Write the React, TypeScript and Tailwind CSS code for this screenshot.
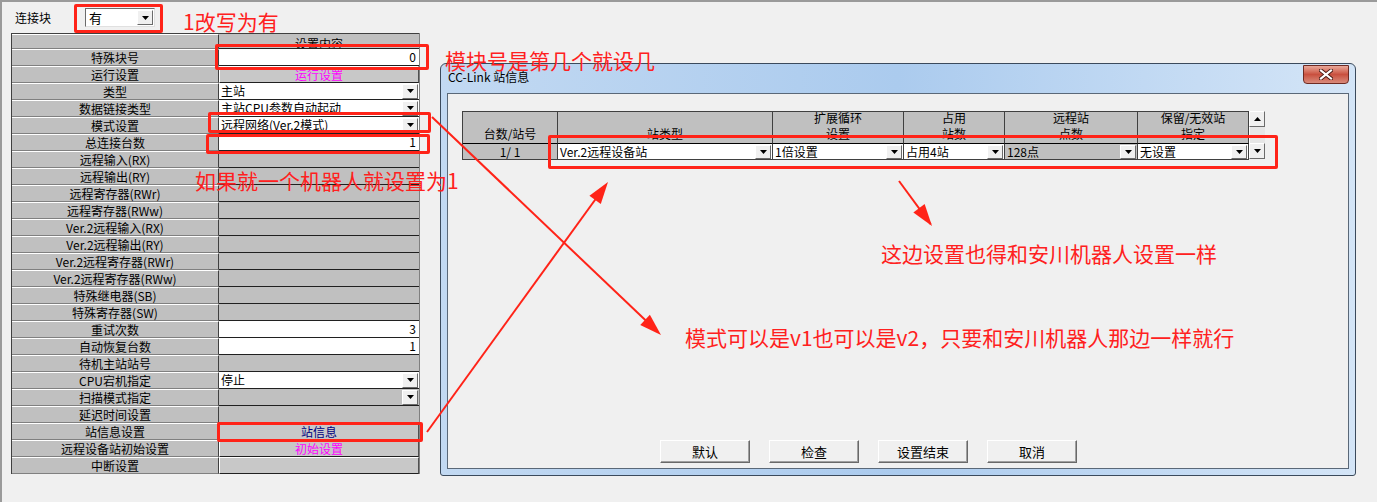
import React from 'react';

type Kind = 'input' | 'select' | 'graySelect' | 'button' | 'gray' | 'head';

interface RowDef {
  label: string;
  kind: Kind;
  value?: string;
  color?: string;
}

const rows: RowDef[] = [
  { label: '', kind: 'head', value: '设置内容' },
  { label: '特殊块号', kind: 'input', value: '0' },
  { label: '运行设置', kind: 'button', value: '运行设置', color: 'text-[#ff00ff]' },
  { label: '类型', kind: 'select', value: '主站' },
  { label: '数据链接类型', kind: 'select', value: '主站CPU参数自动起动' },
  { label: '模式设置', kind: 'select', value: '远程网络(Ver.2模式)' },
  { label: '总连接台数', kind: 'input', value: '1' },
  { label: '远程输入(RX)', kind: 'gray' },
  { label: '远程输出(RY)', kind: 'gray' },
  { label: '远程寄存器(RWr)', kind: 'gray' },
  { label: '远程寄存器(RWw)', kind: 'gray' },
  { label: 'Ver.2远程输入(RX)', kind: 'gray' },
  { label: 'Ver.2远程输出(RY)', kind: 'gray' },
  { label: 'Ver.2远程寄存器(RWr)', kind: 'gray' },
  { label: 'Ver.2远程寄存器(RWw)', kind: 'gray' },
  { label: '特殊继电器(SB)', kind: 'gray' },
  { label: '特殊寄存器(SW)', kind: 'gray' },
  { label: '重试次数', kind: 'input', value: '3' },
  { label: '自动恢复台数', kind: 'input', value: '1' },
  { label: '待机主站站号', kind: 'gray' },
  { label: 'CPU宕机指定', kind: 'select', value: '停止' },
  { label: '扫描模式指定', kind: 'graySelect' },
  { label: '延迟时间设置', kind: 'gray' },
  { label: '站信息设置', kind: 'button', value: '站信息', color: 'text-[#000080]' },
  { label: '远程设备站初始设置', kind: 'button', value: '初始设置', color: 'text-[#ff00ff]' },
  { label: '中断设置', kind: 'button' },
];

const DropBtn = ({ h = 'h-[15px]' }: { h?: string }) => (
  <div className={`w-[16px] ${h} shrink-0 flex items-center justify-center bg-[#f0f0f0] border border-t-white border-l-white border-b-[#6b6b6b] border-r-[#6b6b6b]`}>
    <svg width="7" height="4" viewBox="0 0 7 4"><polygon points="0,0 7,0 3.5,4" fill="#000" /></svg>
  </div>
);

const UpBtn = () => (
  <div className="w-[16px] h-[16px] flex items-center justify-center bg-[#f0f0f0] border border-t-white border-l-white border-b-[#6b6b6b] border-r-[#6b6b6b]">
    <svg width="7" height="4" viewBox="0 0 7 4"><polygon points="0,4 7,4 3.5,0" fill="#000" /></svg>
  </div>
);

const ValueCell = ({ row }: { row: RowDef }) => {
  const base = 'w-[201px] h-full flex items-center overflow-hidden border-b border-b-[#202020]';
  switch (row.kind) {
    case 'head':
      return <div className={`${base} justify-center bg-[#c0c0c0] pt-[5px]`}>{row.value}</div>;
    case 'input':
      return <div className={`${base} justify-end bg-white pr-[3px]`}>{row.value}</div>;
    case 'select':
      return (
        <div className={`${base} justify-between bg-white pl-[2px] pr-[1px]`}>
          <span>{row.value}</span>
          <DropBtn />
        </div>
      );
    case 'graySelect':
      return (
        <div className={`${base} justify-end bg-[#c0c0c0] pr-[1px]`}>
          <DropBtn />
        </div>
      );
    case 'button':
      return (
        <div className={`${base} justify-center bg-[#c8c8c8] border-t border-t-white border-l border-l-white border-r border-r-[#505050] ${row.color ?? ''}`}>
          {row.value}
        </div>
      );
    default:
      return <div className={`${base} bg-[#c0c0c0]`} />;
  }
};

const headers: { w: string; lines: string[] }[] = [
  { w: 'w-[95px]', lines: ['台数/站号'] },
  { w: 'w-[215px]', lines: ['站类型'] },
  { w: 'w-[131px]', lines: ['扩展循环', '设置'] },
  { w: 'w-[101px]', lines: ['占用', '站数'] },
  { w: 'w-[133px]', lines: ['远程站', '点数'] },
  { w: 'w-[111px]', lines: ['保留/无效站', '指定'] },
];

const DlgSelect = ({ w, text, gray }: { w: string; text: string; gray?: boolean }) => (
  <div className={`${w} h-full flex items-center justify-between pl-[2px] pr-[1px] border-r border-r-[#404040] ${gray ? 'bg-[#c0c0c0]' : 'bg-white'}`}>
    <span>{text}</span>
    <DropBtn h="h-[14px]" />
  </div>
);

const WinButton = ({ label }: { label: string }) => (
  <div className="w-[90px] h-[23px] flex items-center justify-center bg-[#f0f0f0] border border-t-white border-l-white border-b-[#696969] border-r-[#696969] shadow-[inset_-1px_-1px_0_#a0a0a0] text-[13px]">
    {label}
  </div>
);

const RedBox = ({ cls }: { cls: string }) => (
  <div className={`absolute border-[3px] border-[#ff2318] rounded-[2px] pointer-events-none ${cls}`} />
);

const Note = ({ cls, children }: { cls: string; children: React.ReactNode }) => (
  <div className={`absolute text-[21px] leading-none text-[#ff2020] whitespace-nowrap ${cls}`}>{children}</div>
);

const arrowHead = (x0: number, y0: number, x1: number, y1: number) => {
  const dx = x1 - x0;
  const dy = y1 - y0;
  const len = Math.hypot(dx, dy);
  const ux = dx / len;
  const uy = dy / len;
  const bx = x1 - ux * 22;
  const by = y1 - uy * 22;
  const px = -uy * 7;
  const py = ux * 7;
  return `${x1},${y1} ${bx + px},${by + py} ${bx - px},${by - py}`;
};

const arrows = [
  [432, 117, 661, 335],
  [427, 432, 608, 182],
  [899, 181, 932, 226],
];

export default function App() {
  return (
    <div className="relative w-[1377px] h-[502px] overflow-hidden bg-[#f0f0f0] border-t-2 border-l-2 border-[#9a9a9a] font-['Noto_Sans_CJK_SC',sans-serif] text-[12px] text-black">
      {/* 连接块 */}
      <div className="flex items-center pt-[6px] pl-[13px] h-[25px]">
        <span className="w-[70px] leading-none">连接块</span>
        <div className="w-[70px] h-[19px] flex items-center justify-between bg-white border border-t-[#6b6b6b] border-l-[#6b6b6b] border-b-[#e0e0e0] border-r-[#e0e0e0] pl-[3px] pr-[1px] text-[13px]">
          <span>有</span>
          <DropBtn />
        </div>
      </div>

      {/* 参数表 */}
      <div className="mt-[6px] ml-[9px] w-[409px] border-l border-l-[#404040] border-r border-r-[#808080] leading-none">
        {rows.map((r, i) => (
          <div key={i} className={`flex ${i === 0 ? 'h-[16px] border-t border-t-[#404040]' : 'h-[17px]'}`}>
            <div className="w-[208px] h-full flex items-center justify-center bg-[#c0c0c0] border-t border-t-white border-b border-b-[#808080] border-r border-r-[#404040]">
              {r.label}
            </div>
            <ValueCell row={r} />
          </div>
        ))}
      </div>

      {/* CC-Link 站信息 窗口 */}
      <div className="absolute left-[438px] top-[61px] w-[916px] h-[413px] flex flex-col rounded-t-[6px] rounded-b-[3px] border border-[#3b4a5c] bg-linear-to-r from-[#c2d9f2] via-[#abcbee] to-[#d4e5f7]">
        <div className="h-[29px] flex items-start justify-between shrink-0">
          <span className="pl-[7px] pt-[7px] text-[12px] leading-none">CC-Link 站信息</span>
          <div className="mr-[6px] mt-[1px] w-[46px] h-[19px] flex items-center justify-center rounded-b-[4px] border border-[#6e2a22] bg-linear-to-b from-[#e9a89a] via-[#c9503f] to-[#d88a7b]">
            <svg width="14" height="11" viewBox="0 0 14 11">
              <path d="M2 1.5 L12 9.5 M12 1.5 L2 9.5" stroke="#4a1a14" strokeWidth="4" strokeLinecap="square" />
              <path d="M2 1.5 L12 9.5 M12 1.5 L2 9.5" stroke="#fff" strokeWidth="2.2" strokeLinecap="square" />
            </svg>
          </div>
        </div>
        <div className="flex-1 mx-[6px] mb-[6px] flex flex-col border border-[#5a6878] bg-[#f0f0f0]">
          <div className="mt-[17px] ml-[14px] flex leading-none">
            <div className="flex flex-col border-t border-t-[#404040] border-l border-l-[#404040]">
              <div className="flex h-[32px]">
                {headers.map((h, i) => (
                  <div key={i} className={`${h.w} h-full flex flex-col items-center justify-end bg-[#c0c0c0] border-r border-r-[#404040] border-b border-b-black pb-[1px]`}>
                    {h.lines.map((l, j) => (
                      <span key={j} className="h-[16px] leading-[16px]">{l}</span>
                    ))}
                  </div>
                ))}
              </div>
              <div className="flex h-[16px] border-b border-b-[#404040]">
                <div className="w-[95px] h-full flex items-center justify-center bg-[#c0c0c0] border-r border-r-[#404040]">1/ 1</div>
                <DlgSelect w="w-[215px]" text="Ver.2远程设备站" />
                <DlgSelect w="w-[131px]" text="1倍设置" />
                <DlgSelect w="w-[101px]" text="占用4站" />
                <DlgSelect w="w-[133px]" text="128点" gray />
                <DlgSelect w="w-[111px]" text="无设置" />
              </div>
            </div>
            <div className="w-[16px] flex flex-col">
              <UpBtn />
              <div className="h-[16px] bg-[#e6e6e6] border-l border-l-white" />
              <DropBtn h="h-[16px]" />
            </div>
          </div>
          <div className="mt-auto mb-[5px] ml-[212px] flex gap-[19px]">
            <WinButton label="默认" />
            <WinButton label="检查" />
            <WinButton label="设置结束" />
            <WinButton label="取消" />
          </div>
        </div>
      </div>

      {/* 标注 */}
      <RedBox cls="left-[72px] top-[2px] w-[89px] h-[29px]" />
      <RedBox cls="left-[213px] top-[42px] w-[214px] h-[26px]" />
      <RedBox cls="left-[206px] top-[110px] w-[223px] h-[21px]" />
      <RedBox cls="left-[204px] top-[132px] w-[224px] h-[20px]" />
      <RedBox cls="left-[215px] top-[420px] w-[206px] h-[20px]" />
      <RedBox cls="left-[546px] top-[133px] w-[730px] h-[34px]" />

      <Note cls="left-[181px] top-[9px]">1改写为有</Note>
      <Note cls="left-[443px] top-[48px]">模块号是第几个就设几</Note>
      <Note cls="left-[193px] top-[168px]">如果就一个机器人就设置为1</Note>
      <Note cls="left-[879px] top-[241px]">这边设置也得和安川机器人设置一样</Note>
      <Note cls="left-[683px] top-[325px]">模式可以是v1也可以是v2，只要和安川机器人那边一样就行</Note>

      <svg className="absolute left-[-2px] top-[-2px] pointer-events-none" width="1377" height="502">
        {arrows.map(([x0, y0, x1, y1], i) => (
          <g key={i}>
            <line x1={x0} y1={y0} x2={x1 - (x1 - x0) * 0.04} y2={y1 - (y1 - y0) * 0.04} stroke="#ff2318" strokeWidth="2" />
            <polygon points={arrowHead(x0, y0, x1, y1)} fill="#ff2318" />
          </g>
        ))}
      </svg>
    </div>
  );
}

> **WHAT NEEDS TO BE DONE**
Write out, word for word, the lines from the start of the data through the one holding "type Kind = 'input'". Omit pictures.

> **ANSWER TO THE PROBLEM**
Write the React, TypeScript and Tailwind CSS code for this screenshot.
import React from 'react';

type Kind = 'input' | 'select' | 'graySelect' | 'button' | 'gray' | 'head';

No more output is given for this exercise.